_What is required_: All of the listing below must be repeated word for word. Pictures are the only thing to omit.

......

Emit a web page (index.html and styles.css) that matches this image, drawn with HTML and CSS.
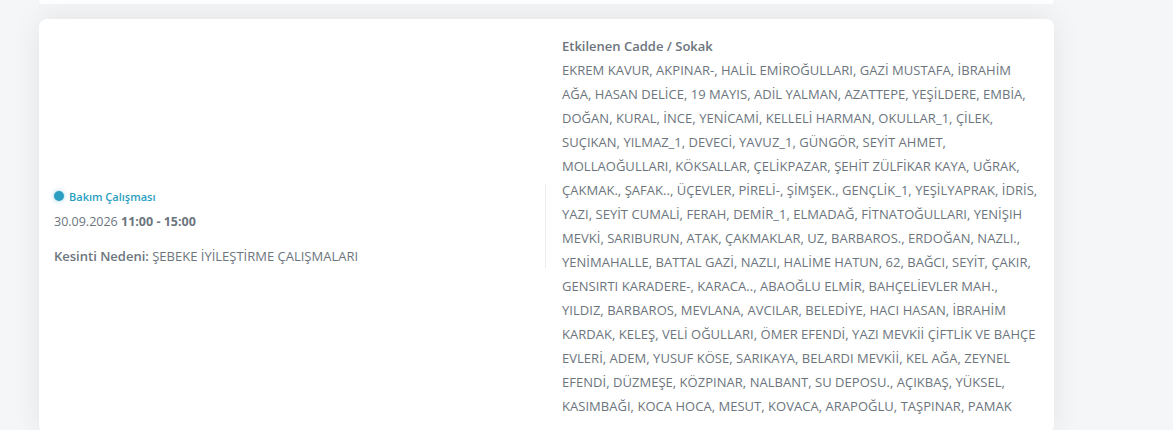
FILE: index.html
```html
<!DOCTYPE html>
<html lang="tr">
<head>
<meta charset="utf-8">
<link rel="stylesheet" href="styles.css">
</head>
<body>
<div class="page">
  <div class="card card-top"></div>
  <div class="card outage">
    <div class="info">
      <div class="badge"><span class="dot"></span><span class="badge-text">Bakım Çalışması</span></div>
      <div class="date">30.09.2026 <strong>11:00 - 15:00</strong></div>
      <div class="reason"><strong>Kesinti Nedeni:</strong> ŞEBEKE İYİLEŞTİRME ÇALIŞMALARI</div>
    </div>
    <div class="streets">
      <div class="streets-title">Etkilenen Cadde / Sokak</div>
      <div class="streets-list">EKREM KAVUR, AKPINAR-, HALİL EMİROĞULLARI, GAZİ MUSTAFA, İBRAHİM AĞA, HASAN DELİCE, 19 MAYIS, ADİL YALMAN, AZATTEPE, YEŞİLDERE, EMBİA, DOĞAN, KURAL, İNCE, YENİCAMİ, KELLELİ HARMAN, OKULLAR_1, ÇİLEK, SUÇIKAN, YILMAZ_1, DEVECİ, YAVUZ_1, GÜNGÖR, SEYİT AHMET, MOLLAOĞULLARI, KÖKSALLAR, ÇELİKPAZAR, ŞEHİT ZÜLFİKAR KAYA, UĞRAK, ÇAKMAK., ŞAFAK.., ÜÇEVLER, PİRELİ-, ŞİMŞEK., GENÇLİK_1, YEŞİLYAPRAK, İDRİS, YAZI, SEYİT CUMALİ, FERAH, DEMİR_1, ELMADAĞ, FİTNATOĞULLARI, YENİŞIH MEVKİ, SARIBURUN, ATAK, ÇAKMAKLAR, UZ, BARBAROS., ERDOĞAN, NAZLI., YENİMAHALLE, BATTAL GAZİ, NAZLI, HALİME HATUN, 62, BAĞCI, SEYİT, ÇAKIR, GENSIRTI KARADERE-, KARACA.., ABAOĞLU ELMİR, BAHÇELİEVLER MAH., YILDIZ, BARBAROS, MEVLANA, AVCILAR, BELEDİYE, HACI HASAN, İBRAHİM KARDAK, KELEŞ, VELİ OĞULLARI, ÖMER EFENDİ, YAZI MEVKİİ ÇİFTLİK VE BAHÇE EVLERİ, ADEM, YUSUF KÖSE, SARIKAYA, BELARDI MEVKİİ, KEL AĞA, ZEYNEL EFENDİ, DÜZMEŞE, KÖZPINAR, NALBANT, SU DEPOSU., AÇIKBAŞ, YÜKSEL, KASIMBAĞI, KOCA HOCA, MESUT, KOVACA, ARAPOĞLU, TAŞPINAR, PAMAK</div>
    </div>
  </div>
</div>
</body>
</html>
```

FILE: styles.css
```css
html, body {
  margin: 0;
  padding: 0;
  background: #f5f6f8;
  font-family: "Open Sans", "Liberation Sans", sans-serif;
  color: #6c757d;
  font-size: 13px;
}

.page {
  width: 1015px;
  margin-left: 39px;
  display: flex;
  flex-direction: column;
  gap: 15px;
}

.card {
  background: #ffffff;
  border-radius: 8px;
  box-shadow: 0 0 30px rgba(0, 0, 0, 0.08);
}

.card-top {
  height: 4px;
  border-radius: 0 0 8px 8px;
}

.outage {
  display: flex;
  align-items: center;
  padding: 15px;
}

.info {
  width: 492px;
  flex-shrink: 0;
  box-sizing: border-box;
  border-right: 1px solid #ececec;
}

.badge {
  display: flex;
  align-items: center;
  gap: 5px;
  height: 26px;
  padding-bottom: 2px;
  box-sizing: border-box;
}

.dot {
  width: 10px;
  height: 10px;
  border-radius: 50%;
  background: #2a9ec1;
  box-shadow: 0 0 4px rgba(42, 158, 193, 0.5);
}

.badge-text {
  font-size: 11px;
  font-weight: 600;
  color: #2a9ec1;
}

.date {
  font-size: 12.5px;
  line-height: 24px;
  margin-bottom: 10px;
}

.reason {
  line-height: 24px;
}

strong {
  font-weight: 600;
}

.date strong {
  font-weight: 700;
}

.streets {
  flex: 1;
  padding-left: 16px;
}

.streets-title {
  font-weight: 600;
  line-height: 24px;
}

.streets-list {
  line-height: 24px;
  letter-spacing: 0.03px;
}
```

......

_Solution_:
Emit a web page (index.html and styles.css) that matches this image, drawn with HTML and CSS.
FILE: index.html
```html
<!DOCTYPE html>
<html lang="tr">
<head>
<meta charset="utf-8">
<link rel="stylesheet" href="styles.css">
</head>
<body>
<div class="page">
  <div class="card card-top"></div>
  <div class="card outage">
    <div class="info">
      <div class="badge"><span class="dot"></span><span class="badge-text">Bakım Çalışması</span></div>
      <div class="date">30.09.2026 <strong>11:00 - 15:00</strong></div>
      <div class="reason"><strong>Kesinti Nedeni:</strong> ŞEBEKE İYİLEŞTİRME ÇALIŞMALARI</div>
    </div>
    <div class="streets">
      <div class="streets-title">Etkilenen Cadde / Sokak</div>
      <div class="streets-list">EKREM KAVUR, AKPINAR-, HALİL EMİROĞULLARI, GAZİ MUSTAFA, İBRAHİM AĞA, HASAN DELİCE, 19 MAYIS, ADİL YALMAN, AZATTEPE, YEŞİLDERE, EMBİA, DOĞAN, KURAL, İNCE, YENİCAMİ, KELLELİ HARMAN, OKULLAR_1, ÇİLEK, SUÇIKAN, YILMAZ_1, DEVECİ, YAVUZ_1, GÜNGÖR, SEYİT AHMET, MOLLAOĞULLARI, KÖKSALLAR, ÇELİKPAZAR, ŞEHİT ZÜLFİKAR KAYA, UĞRAK, ÇAKMAK., ŞAFAK.., ÜÇEVLER, PİRELİ-, ŞİMŞEK., GENÇLİK_1, YEŞİLYAPRAK, İDRİS, YAZI, SEYİT CUMALİ, FERAH, DEMİR_1, ELMADAĞ, FİTNATOĞULLARI, YENİŞIH MEVKİ, SARIBURUN, ATAK, ÇAKMAKLAR, UZ, BARBAROS., ERDOĞAN, NAZLI., YENİMAHALLE, BATTAL GAZİ, NAZLI, HALİME HATUN, 62, BAĞCI, SEYİT, ÇAKIR, GENSIRTI KARADERE-, KARACA.., ABAOĞLU ELMİR, BAHÇELİEVLER MAH., YILDIZ, BARBAROS, MEVLANA, AVCILAR, BELEDİYE, HACI HASAN, İBRAHİM KARDAK, KELEŞ, VELİ OĞULLARI, ÖMER EFENDİ, YAZI MEVKİİ ÇİFTLİK VE BAHÇE EVLERİ, ADEM, YUSUF KÖSE, SARIKAYA, BELARDI MEVKİİ, KEL AĞA, ZEYNEL EFENDİ, DÜZMEŞE, KÖZPINAR, NALBANT, SU DEPOSU., AÇIKBAŞ, YÜKSEL, KASIMBAĞI, KOCA HOCA, MESUT, KOVACA, ARAPOĞLU, TAŞPINAR, PAMAK</div>
    </div>
  </div>
</div>
</body>
</html>
```

FILE: styles.css
```css
html, body {
  margin: 0;
  padding: 0;
  background: #f5f6f8;
  font-family: "Open Sans", "Liberation Sans", sans-serif;
  color: #6c757d;
  font-size: 13px;
}

.page {
  width: 1015px;
  margin-left: 39px;
  display: flex;
  flex-direction: column;
  gap: 15px;
}

.card {
  background: #ffffff;
  border-radius: 8px;
  box-shadow: 0 0 30px rgba(0, 0, 0, 0.08);
}

.card-top {
  height: 4px;
  border-radius: 0 0 8px 8px;
}

.outage {
  display: flex;
  align-items: center;
  padding: 15px;
}

.info {
  width: 492px;
  flex-shrink: 0;
  box-sizing: border-box;
  border-right: 1px solid #ececec;
}

.badge {
  display: flex;
  align-items: center;
  gap: 5px;
  height: 26px;
  padding-bottom: 2px;
  box-sizing: border-box;
}

.dot {
  width: 10px;
  height: 10px;
  border-radius: 50%;
  background: #2a9ec1;
  box-shadow: 0 0 4px rgba(42, 158, 193, 0.5);
}

.badge-text {
  font-size: 11px;
  font-weight: 600;
  color: #2a9ec1;
}

.date {
  font-size: 12.5px;
  line-height: 24px;
  margin-bottom: 10px;
}

.reason {
  line-height: 24px;
}

strong {
  font-weight: 600;
}

.date strong {
  font-weight: 700;
}

.streets {
  flex: 1;
  padding-left: 16px;
}

.streets-title {
  font-weight: 600;
  line-height: 24px;
}

.streets-list {
  line-height: 24px;
  letter-spacing: 0.03px;
}
```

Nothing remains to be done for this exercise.